With each book, I did actual (unpaid) catering so I could see the issues and obstacles that accompany food service. Although I could not cook when my husband and I got married many moons ago, I learned on the job. (This was so many moons ago that it was the era when men rarely ventured into the kitchen.) Catering is very different from home cooking; it's like going from having a small vegetable garden to managing a thousand-acre ranch.
In the midst of doing all the cooking to develop recipes for the books, I realized we had to have our kitchen remodeled and enlarged. We had heard lots of contractor horror stories from friends and relatives, but we thought we were immune. Alas, it was not to be. When a job that was supposed to take three months took twelve, I killed off a contractor in one of the books. The murderer hits the contractor over the head with a two-by-four, shoots him through the head with a nail gun, and then hangs him from the rafters. (P.S.: Our contractor thought this was hilarious.)
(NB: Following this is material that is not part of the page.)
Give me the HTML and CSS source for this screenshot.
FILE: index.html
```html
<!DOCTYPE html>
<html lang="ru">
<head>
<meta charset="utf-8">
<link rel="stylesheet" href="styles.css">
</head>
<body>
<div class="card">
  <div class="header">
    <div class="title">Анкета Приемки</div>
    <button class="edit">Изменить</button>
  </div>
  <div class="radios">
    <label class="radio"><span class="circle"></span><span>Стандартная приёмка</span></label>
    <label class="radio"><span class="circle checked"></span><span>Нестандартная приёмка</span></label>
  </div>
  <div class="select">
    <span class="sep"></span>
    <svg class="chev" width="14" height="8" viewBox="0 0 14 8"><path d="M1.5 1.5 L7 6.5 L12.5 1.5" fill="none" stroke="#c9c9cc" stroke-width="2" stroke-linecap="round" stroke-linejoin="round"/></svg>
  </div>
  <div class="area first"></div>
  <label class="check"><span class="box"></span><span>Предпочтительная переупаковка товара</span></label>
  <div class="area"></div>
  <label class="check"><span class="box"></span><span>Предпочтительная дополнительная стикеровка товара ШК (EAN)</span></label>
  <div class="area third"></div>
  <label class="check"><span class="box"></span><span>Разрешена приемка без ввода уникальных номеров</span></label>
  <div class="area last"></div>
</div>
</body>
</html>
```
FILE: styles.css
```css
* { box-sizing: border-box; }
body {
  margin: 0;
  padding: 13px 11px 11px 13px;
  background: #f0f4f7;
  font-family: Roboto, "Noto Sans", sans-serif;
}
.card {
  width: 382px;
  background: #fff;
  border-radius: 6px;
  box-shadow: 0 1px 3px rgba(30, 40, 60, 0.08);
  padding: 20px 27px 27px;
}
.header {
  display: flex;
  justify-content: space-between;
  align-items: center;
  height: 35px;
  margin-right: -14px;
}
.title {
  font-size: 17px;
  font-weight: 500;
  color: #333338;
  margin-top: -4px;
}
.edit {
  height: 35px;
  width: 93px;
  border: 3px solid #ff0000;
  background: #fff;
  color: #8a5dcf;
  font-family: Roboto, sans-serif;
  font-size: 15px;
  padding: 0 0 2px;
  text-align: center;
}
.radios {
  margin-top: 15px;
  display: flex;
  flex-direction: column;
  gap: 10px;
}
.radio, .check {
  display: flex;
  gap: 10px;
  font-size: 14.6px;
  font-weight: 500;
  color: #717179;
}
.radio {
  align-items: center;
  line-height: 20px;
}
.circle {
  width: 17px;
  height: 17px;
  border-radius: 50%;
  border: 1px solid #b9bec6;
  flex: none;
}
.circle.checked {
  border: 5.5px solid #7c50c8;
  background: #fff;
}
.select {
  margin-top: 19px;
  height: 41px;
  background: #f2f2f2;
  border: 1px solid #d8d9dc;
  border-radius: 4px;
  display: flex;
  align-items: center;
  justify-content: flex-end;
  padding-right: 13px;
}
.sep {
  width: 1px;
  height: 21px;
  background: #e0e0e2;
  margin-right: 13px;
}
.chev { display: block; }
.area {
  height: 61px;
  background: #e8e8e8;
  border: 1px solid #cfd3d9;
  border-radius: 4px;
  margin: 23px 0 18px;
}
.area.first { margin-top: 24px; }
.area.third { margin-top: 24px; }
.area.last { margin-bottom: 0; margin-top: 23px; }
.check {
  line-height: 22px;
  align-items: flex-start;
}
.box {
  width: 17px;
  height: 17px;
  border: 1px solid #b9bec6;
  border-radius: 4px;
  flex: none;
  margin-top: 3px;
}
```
Any mystery writer needs to learn the police procedure for his or her area, and my own county sheriff's department has been extraordinarily generous in this regard. In The Whole Enchilada, while trying to figure out why one of her long-ago friends has been murdered, Goldy does not have access to fingerprinting or DNA analysis. But she has lived in her small mountain town of Aspen Meadow, Colorado, for a long time. She can use her connections, and look at the relationships between people, to try to see what, exactly, might be going on.
Mystery readers -- in fact, I hope all readers -- enjoy puzzles, and that is what I try to construct. The best comment from readers, finally, also comes from the food world: "I just devoured your book." What writer could ask for more?